EXERCISE OBJECTIVE: Set the listing down again in full, word for word, with the pictures left out.
○ ○ ○
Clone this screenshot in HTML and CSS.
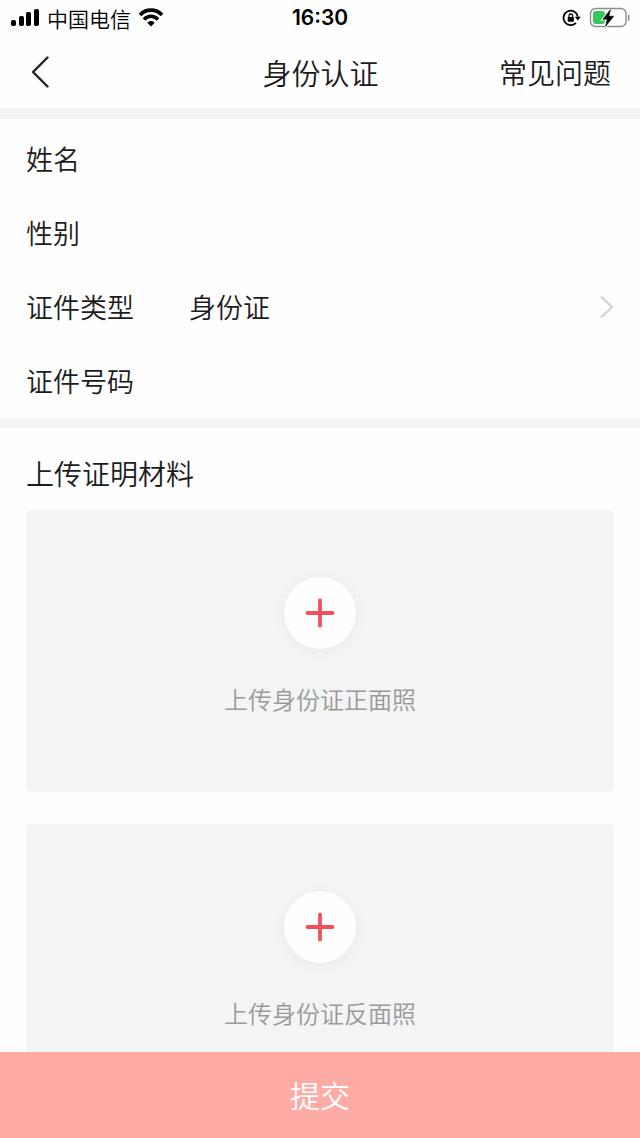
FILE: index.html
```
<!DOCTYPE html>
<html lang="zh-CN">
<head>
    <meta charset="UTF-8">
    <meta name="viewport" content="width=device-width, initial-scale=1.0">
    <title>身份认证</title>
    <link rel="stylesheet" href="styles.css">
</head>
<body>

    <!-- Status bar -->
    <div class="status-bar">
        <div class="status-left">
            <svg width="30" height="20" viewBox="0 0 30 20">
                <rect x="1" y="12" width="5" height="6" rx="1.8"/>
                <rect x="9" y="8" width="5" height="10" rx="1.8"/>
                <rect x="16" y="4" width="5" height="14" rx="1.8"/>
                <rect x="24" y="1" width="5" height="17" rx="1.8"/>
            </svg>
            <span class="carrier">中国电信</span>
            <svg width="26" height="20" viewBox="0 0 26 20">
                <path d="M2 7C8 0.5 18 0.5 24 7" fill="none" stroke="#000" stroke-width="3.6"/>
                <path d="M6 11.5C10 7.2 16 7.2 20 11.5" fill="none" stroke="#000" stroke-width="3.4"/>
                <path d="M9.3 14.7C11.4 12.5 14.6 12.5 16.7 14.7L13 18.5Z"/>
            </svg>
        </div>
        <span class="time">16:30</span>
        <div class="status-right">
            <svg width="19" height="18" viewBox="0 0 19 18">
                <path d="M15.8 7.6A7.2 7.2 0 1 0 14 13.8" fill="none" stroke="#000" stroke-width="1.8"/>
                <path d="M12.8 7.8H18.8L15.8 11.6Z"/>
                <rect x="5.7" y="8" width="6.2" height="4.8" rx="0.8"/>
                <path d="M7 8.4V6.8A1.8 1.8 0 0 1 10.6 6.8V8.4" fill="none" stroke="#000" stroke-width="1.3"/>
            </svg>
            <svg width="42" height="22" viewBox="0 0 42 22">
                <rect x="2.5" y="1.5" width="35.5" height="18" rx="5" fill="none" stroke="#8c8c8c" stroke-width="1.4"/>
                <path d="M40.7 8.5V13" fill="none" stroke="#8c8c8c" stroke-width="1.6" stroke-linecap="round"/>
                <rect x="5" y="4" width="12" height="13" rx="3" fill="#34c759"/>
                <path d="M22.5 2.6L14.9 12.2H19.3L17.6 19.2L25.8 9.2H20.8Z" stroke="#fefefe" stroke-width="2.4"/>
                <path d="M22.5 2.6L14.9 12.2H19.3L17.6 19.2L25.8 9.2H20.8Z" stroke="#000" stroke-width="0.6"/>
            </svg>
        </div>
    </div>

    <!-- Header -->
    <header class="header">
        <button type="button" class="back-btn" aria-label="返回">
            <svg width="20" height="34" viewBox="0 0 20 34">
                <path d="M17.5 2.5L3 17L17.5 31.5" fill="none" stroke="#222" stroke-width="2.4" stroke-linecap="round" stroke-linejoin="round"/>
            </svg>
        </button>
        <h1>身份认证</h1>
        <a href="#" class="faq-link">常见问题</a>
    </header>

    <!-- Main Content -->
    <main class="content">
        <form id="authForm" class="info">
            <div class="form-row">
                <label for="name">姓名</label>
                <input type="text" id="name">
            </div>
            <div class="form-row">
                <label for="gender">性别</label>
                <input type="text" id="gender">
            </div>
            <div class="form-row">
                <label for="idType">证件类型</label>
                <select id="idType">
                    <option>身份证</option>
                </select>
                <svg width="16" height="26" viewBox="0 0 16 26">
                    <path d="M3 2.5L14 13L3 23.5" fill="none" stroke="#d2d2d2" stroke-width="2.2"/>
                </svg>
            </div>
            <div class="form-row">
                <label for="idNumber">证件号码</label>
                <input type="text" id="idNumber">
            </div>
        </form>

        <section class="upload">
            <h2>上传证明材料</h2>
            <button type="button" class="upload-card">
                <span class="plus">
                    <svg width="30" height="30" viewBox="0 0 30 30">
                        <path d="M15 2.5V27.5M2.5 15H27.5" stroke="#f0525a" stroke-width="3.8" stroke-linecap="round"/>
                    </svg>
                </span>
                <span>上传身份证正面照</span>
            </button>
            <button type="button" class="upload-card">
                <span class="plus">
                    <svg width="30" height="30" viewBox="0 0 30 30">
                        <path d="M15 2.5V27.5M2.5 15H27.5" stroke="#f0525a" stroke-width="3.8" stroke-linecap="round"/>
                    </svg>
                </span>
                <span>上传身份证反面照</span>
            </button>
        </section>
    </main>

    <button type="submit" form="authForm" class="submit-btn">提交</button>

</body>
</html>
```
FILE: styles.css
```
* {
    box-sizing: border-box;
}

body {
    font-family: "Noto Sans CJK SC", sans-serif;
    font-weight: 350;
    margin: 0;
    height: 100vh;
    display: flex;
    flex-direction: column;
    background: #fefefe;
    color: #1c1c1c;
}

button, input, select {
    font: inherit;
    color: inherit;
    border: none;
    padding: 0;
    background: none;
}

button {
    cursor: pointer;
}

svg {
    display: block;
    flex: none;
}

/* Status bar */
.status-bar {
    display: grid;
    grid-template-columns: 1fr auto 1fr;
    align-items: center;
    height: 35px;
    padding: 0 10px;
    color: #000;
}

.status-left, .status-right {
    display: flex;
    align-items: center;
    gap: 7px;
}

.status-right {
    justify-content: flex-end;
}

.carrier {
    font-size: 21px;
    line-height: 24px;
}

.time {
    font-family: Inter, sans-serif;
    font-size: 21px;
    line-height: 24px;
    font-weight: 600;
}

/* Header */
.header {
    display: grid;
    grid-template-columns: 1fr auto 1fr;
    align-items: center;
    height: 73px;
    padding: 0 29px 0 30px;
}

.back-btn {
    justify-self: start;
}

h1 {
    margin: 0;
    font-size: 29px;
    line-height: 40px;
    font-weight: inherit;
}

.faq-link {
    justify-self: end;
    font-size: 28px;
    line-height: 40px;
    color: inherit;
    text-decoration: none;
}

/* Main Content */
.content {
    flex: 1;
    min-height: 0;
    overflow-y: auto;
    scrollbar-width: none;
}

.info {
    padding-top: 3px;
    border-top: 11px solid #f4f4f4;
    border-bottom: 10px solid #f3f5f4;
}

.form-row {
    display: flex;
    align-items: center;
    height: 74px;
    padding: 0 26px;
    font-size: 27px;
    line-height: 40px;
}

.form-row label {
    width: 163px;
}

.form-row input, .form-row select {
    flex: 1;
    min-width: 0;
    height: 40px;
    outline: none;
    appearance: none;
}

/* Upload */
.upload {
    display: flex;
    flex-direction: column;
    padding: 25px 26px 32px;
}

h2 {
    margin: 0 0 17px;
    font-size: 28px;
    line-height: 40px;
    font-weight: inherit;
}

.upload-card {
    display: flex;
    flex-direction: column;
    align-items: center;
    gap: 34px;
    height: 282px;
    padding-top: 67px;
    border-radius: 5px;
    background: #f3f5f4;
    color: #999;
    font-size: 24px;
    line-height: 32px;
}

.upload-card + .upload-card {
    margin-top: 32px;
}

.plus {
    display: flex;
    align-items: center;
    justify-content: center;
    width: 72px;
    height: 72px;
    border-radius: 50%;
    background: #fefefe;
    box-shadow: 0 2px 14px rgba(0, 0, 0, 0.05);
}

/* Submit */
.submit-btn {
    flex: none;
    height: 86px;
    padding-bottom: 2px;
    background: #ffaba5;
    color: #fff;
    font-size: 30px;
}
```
○ ○ ○
TASK SOLUTION:
Clone this screenshot in HTML and CSS.
FILE: index.html
```
<!DOCTYPE html>
<html lang="zh-CN">
<head>
    <meta charset="UTF-8">
    <meta name="viewport" content="width=device-width, initial-scale=1.0">
    <title>身份认证</title>
    <link rel="stylesheet" href="styles.css">
</head>
<body>

    <!-- Status bar -->
    <div class="status-bar">
        <div class="status-left">
            <svg width="30" height="20" viewBox="0 0 30 20">
                <rect x="1" y="12" width="5" height="6" rx="1.8"/>
                <rect x="9" y="8" width="5" height="10" rx="1.8"/>
                <rect x="16" y="4" width="5" height="14" rx="1.8"/>
                <rect x="24" y="1" width="5" height="17" rx="1.8"/>
            </svg>
            <span class="carrier">中国电信</span>
            <svg width="26" height="20" viewBox="0 0 26 20">
                <path d="M2 7C8 0.5 18 0.5 24 7" fill="none" stroke="#000" stroke-width="3.6"/>
                <path d="M6 11.5C10 7.2 16 7.2 20 11.5" fill="none" stroke="#000" stroke-width="3.4"/>
                <path d="M9.3 14.7C11.4 12.5 14.6 12.5 16.7 14.7L13 18.5Z"/>
            </svg>
        </div>
        <span class="time">16:30</span>
        <div class="status-right">
            <svg width="19" height="18" viewBox="0 0 19 18">
                <path d="M15.8 7.6A7.2 7.2 0 1 0 14 13.8" fill="none" stroke="#000" stroke-width="1.8"/>
                <path d="M12.8 7.8H18.8L15.8 11.6Z"/>
                <rect x="5.7" y="8" width="6.2" height="4.8" rx="0.8"/>
                <path d="M7 8.4V6.8A1.8 1.8 0 0 1 10.6 6.8V8.4" fill="none" stroke="#000" stroke-width="1.3"/>
            </svg>
            <svg width="42" height="22" viewBox="0 0 42 22">
                <rect x="2.5" y="1.5" width="35.5" height="18" rx="5" fill="none" stroke="#8c8c8c" stroke-width="1.4"/>
                <path d="M40.7 8.5V13" fill="none" stroke="#8c8c8c" stroke-width="1.6" stroke-linecap="round"/>
                <rect x="5" y="4" width="12" height="13" rx="3" fill="#34c759"/>
                <path d="M22.5 2.6L14.9 12.2H19.3L17.6 19.2L25.8 9.2H20.8Z" stroke="#fefefe" stroke-width="2.4"/>
                <path d="M22.5 2.6L14.9 12.2H19.3L17.6 19.2L25.8 9.2H20.8Z" stroke="#000" stroke-width="0.6"/>
            </svg>
        </div>
    </div>

    <!-- Header -->
    <header class="header">
        <button type="button" class="back-btn" aria-label="返回">
            <svg width="20" height="34" viewBox="0 0 20 34">
                <path d="M17.5 2.5L3 17L17.5 31.5" fill="none" stroke="#222" stroke-width="2.4" stroke-linecap="round" stroke-linejoin="round"/>
            </svg>
        </button>
        <h1>身份认证</h1>
        <a href="#" class="faq-link">常见问题</a>
    </header>

    <!-- Main Content -->
    <main class="content">
        <form id="authForm" class="info">
            <div class="form-row">
                <label for="name">姓名</label>
                <input type="text" id="name">
            </div>
            <div class="form-row">
                <label for="gender">性别</label>
                <input type="text" id="gender">
            </div>
            <div class="form-row">
                <label for="idType">证件类型</label>
                <select id="idType">
                    <option>身份证</option>
                </select>
                <svg width="16" height="26" viewBox="0 0 16 26">
                    <path d="M3 2.5L14 13L3 23.5" fill="none" stroke="#d2d2d2" stroke-width="2.2"/>
                </svg>
            </div>
            <div class="form-row">
                <label for="idNumber">证件号码</label>
                <input type="text" id="idNumber">
            </div>
        </form>

        <section class="upload">
            <h2>上传证明材料</h2>
            <button type="button" class="upload-card">
                <span class="plus">
                    <svg width="30" height="30" viewBox="0 0 30 30">
                        <path d="M15 2.5V27.5M2.5 15H27.5" stroke="#f0525a" stroke-width="3.8" stroke-linecap="round"/>
                    </svg>
                </span>
                <span>上传身份证正面照</span>
            </button>
            <button type="button" class="upload-card">
                <span class="plus">
                    <svg width="30" height="30" viewBox="0 0 30 30">
                        <path d="M15 2.5V27.5M2.5 15H27.5" stroke="#f0525a" stroke-width="3.8" stroke-linecap="round"/>
                    </svg>
                </span>
                <span>上传身份证反面照</span>
            </button>
        </section>
    </main>

    <button type="submit" form="authForm" class="submit-btn">提交</button>

</body>
</html>
```
FILE: styles.css
```
* {
    box-sizing: border-box;
}

body {
    font-family: "Noto Sans CJK SC", sans-serif;
    font-weight: 350;
    margin: 0;
    height: 100vh;
    display: flex;
    flex-direction: column;
    background: #fefefe;
    color: #1c1c1c;
}

button, input, select {
    font: inherit;
    color: inherit;
    border: none;
    padding: 0;
    background: none;
}

button {
    cursor: pointer;
}

svg {
    display: block;
    flex: none;
}

/* Status bar */
.status-bar {
    display: grid;
    grid-template-columns: 1fr auto 1fr;
    align-items: center;
    height: 35px;
    padding: 0 10px;
    color: #000;
}

.status-left, .status-right {
    display: flex;
    align-items: center;
    gap: 7px;
}

.status-right {
    justify-content: flex-end;
}

.carrier {
    font-size: 21px;
    line-height: 24px;
}

.time {
    font-family: Inter, sans-serif;
    font-size: 21px;
    line-height: 24px;
    font-weight: 600;
}

/* Header */
.header {
    display: grid;
    grid-template-columns: 1fr auto 1fr;
    align-items: center;
    height: 73px;
    padding: 0 29px 0 30px;
}

.back-btn {
    justify-self: start;
}

h1 {
    margin: 0;
    font-size: 29px;
    line-height: 40px;
    font-weight: inherit;
}

.faq-link {
    justify-self: end;
    font-size: 28px;
    line-height: 40px;
    color: inherit;
    text-decoration: none;
}

/* Main Content */
.content {
    flex: 1;
    min-height: 0;
    overflow-y: auto;
    scrollbar-width: none;
}

.info {
    padding-top: 3px;
    border-top: 11px solid #f4f4f4;
    border-bottom: 10px solid #f3f5f4;
}

.form-row {
    display: flex;
    align-items: center;
    height: 74px;
    padding: 0 26px;
    font-size: 27px;
    line-height: 40px;
}

.form-row label {
    width: 163px;
}

.form-row input, .form-row select {
    flex: 1;
    min-width: 0;
    height: 40px;
    outline: none;
    appearance: none;
}

/* Upload */
.upload {
    display: flex;
    flex-direction: column;
    padding: 25px 26px 32px;
}

h2 {
    margin: 0 0 17px;
    font-size: 28px;
    line-height: 40px;
    font-weight: inherit;
}

.upload-card {
    display: flex;
    flex-direction: column;
    align-items: center;
    gap: 34px;
    height: 282px;
    padding-top: 67px;
    border-radius: 5px;
    background: #f3f5f4;
    color: #999;
    font-size: 24px;
    line-height: 32px;
}

.upload-card + .upload-card {
    margin-top: 32px;
}

.plus {
    display: flex;
    align-items: center;
    justify-content: center;
    width: 72px;
    height: 72px;
    border-radius: 50%;
    background: #fefefe;
    box-shadow: 0 2px 14px rgba(0, 0, 0, 0.05);
}

/* Submit */
.submit-btn {
    flex: none;
    height: 86px;
    padding-bottom: 2px;
    background: #ffaba5;
    color: #fff;
    font-size: 30px;
}
```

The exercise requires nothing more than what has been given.